On the morning of November 10, 1918, the office received a top-secret coded message from Europe stating that effective at 11 am on the next day (November 11, 1918), all fighting would cease on land, sea and in the air. This meant that the people of North Sydney, in particular Mrs. Annie Butler Smith, were the first to know of the end of the Great War. It is reported that on the night on November 10, 1918, over 200 servicemen marched through the streets of the town to celebrate the end of the war, one day before the rest of the world knew.

===United States Navy===
During the Great War, the United States Navy operated an air base in North Sydney. The base was primarily used as a landing/launching area for seaplanes. Known as NAS North Sydney the base was originally located at Indian Beach while more permanent facilities were built at nearby Kelly's Beach (now called Munro Park). The base was given the Naval postal address of "139 FPO New York" and the signal code "ALML". In command was Lt. Robert Donahue of the U.S. Coast Guard who operated under the direction of U.S. Navy Lt. Richard E. Byrd who was based in Halifax. The Kelly's Beach base closed in early 1919 but was reactivated by the Royal Canadian Air Force during World War II.

===German U Boats===
During the Second World War, on the night of October 13, 1942, the SS Caribou (a passenger ferry) left North Sydney harbour for Port aux Basques with 237 on board. At 3:40 am on the morning of October 14, the Caribou was hit by a single torpedo on her starboard side; 136 people perished.

==Filmography==
Although North Sydney does not have a very developed arts community, it has served as the backdrop for at least five movies.

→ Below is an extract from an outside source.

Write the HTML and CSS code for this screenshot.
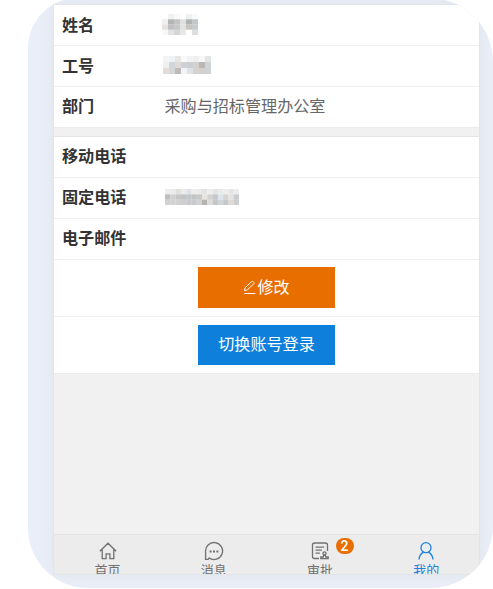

In 1995, scenes for Margaret's Museum were filmed in the town. Most were shot on King Street, where a house was used as a mine manager's house. In 1999, two films were shot in North Sydney. First, was New Waterford Girl. Downtown North Sydney was used to represent downtown New Waterford in the 1970s.

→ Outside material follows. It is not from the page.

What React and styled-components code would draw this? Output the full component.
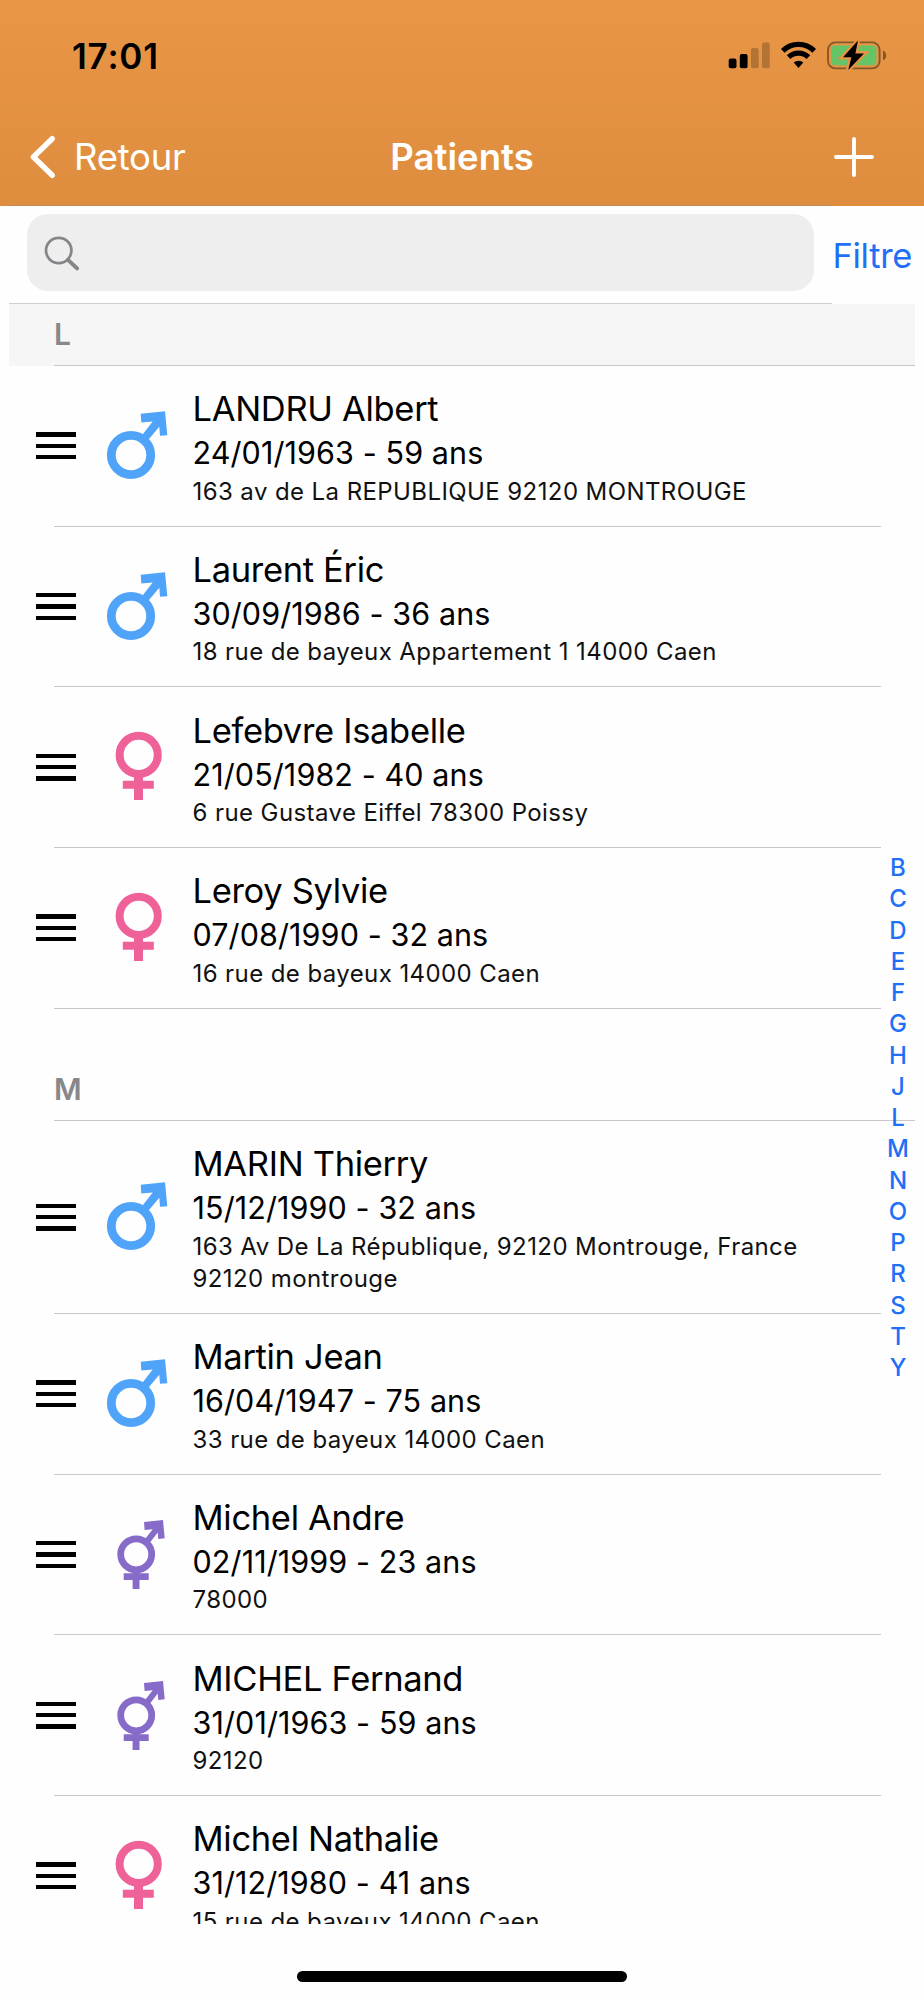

The other film from this year was a CBC made-for-TV movie named Win Again, starring Gordon Pinsent. This time, North Sydney posed as a small town in Newfoundland. The closing scene of the movie has a nice shot of the whole town, taken from a large crane from the downtown area.

==Notable people==
- Paul Andrea, retired NHL hockey player
- Norm Batherson, retired hockey player
- Flash Hollett, retired NHL hockey player
- Flora MacDonald, former federal cabinet minister
- Arthur B. McDonald, Nobel laureate in the field of physics
- Cat Power (aka Haley Rogers), professional wrestler
- Harold Russell, Academy Award–winning actor
- Bobby Smith, retired NHL hockey player
- Clifford Shaw Thompson, 15th Canadian Surgeon General

==Notable connections==
- Academy Award winning actors and siblings Warren Beatty and Shirley MacLaine were born to drama teacher Kathlyn Corinne who was born in North Sydney.